## [Task goal]
Set down the lines that begin at the top of the records and end with the line containing "import React from", and drop every picture.

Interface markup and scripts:

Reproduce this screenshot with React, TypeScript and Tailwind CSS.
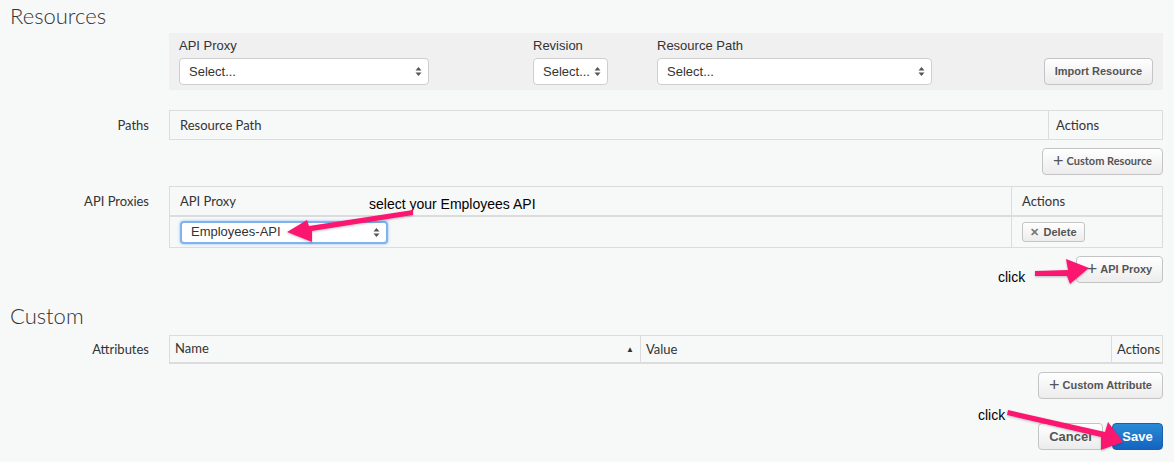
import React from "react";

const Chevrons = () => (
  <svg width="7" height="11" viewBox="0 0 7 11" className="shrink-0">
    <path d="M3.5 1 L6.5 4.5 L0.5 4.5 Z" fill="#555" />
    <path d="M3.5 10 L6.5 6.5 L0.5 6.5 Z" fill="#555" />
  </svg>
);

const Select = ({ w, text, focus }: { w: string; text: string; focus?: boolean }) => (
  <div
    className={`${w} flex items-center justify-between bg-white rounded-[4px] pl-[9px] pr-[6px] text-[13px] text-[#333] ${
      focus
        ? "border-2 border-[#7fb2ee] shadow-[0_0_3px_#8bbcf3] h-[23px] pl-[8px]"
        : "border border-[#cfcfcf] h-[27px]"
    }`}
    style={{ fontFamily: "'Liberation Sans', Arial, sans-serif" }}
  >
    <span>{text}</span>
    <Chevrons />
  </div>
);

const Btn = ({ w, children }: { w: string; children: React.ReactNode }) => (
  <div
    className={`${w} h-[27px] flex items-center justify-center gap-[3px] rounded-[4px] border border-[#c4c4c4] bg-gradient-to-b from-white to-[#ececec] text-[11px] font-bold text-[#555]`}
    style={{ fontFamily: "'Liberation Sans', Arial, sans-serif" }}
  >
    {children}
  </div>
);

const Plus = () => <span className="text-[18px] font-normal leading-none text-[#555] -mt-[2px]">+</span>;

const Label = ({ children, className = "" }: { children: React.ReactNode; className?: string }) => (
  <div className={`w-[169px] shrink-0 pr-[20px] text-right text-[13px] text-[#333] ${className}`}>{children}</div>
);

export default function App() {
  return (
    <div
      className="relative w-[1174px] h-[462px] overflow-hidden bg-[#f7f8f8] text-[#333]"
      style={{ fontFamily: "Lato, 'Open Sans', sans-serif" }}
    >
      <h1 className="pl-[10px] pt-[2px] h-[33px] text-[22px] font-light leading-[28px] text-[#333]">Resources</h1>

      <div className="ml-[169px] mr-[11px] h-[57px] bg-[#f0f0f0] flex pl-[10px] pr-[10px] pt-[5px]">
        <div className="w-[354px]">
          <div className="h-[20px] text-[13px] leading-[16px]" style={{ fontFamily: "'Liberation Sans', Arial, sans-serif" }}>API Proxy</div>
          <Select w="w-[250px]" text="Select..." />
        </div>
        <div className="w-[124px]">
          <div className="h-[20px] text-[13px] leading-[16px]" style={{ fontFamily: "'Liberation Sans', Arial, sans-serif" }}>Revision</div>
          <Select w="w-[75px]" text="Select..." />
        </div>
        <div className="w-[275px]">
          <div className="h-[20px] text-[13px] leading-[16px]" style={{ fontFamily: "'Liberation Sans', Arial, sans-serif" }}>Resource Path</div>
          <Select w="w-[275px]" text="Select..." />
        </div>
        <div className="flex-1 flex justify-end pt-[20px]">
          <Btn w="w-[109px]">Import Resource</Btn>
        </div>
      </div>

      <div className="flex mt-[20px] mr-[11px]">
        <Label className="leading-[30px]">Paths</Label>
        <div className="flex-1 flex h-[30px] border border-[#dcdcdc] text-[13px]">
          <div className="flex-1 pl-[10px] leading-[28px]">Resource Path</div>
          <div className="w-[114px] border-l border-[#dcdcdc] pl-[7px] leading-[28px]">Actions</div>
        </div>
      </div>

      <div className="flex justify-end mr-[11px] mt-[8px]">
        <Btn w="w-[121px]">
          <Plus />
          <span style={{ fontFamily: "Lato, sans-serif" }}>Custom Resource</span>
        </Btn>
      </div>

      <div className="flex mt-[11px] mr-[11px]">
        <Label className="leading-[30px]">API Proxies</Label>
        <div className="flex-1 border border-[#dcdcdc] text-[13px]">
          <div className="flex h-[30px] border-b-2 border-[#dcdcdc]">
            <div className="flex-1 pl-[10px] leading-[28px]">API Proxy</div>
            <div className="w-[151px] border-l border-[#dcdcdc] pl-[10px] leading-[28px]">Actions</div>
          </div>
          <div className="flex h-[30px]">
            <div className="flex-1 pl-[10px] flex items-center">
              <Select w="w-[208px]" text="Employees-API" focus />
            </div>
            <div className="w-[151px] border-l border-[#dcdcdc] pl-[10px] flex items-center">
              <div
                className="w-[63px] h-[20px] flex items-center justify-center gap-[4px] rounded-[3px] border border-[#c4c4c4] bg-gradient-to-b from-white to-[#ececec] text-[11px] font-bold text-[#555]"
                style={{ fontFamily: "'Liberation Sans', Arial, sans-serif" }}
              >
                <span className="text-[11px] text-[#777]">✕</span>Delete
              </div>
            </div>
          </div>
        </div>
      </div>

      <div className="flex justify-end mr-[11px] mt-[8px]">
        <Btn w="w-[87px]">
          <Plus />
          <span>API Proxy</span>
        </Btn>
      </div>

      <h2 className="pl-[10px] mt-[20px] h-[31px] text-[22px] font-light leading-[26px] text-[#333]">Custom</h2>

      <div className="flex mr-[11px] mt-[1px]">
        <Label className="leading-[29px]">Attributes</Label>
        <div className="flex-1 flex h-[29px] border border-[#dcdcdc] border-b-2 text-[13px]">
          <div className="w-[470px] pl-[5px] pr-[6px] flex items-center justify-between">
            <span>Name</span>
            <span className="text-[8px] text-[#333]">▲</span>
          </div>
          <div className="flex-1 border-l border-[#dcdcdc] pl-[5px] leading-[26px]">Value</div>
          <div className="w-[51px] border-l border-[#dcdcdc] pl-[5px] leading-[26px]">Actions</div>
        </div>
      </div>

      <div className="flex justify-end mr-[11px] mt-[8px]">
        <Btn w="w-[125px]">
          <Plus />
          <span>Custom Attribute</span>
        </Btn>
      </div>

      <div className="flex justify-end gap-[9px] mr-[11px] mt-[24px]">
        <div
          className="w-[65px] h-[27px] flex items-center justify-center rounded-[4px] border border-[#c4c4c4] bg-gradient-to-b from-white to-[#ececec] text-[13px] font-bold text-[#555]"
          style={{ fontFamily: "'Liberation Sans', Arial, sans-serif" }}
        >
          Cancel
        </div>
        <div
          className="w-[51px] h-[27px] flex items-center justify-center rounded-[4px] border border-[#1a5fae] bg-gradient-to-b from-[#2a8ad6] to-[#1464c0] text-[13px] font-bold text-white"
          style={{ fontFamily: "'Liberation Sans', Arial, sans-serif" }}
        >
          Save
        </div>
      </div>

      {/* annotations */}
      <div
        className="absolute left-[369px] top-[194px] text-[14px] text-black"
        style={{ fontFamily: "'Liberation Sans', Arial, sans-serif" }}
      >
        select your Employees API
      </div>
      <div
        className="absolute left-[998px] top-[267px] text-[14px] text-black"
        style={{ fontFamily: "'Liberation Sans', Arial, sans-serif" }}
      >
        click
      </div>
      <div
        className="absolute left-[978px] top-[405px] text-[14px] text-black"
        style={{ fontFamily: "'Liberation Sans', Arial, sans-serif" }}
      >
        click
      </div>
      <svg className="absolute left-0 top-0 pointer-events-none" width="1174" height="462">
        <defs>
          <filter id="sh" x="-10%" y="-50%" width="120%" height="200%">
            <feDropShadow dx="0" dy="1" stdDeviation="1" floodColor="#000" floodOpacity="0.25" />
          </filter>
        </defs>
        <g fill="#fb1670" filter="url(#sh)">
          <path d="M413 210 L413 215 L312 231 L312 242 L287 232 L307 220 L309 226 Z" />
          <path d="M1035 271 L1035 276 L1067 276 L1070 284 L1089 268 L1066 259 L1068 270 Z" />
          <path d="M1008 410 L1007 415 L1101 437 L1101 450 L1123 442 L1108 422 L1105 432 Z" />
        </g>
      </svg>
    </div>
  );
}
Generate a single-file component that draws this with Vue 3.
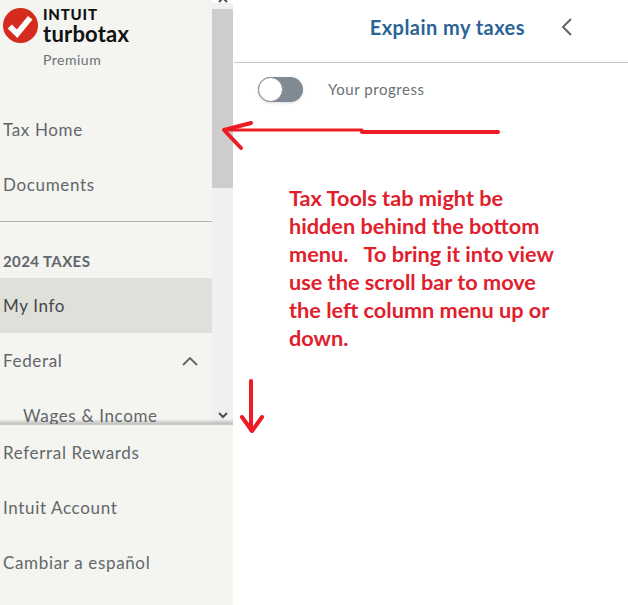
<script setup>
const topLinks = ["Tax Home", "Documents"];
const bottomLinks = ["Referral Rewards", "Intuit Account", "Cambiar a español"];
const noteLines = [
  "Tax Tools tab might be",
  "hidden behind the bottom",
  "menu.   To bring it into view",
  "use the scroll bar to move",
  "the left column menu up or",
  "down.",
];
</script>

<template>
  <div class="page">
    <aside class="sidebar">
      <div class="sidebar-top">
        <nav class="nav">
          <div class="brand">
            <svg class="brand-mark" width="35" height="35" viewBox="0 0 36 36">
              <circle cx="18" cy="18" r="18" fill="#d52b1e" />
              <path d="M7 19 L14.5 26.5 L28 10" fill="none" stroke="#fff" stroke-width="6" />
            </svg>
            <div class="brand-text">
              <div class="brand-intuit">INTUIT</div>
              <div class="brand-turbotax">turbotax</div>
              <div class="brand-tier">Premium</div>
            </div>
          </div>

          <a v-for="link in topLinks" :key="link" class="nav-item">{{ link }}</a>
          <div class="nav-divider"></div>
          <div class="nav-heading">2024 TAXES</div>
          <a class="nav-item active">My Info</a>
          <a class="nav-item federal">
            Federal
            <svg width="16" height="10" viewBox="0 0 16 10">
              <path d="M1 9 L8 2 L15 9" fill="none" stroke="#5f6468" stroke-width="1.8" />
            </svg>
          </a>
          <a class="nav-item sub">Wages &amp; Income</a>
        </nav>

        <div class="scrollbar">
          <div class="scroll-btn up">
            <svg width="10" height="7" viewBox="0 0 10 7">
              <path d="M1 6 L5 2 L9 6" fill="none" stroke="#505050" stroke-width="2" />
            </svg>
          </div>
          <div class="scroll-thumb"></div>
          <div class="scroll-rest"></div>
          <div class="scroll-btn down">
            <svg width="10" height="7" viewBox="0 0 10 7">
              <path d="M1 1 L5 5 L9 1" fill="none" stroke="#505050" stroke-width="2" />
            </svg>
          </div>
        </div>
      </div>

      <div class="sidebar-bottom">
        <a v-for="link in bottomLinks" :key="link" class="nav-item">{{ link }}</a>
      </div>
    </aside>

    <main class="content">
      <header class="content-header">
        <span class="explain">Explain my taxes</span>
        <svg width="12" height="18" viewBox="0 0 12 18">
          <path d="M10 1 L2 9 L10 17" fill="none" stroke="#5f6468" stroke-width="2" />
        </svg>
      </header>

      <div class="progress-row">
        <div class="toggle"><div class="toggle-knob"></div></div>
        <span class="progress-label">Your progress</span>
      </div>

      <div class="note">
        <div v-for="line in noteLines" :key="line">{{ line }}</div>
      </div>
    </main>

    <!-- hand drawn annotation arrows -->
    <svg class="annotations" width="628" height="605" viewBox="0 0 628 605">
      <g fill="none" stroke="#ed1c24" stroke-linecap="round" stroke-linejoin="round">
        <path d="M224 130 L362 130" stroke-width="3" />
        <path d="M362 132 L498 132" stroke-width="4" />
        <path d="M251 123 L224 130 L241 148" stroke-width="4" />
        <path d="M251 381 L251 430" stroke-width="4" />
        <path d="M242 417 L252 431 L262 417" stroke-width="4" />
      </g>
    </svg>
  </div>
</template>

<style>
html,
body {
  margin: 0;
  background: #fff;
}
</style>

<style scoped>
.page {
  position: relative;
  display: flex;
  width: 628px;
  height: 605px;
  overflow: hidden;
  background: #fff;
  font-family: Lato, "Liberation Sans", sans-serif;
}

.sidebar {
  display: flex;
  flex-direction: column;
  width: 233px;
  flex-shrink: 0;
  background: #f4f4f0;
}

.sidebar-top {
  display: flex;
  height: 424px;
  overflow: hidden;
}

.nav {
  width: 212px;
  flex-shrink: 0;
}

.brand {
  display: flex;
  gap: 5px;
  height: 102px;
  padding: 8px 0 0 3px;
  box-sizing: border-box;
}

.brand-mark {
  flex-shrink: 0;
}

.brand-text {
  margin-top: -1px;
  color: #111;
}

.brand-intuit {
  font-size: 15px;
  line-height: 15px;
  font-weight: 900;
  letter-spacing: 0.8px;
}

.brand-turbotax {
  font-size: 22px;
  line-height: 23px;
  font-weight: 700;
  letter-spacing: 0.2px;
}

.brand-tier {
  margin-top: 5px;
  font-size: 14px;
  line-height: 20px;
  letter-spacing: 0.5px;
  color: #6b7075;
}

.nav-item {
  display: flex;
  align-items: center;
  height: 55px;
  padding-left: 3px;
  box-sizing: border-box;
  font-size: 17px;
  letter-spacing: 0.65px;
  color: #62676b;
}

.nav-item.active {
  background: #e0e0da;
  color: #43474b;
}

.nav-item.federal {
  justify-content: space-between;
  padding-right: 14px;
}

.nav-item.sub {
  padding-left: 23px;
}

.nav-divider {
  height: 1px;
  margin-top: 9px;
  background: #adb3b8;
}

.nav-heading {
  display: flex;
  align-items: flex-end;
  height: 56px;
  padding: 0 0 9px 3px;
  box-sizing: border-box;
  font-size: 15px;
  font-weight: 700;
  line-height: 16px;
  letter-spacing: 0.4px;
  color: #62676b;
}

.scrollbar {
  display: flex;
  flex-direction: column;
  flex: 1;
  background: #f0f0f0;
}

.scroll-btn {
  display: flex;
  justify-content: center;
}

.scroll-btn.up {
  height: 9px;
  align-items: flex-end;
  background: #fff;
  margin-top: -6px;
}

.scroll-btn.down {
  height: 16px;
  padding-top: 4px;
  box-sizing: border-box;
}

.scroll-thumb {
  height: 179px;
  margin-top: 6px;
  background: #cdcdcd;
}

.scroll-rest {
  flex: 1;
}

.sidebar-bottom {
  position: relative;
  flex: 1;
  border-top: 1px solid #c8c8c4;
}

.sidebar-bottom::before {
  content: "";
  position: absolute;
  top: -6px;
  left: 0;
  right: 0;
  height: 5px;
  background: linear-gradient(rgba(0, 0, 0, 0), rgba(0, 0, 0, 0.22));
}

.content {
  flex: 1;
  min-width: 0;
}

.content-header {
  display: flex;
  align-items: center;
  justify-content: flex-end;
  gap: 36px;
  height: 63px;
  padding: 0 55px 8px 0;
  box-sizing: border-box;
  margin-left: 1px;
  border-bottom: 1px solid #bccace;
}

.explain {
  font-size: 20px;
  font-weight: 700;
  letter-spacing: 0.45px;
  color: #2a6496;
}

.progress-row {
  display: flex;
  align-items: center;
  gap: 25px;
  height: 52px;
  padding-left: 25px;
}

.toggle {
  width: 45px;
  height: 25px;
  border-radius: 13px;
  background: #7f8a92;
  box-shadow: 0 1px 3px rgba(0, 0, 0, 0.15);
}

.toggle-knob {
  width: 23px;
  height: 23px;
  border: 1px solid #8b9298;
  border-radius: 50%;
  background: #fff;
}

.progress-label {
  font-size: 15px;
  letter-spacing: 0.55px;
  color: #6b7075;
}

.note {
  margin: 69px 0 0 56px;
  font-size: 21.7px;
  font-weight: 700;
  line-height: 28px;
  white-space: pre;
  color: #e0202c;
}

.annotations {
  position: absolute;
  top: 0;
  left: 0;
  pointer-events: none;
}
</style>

## [Output of the task]
Reproduce this screenshot with React, TypeScript and Tailwind CSS.
import React from "react";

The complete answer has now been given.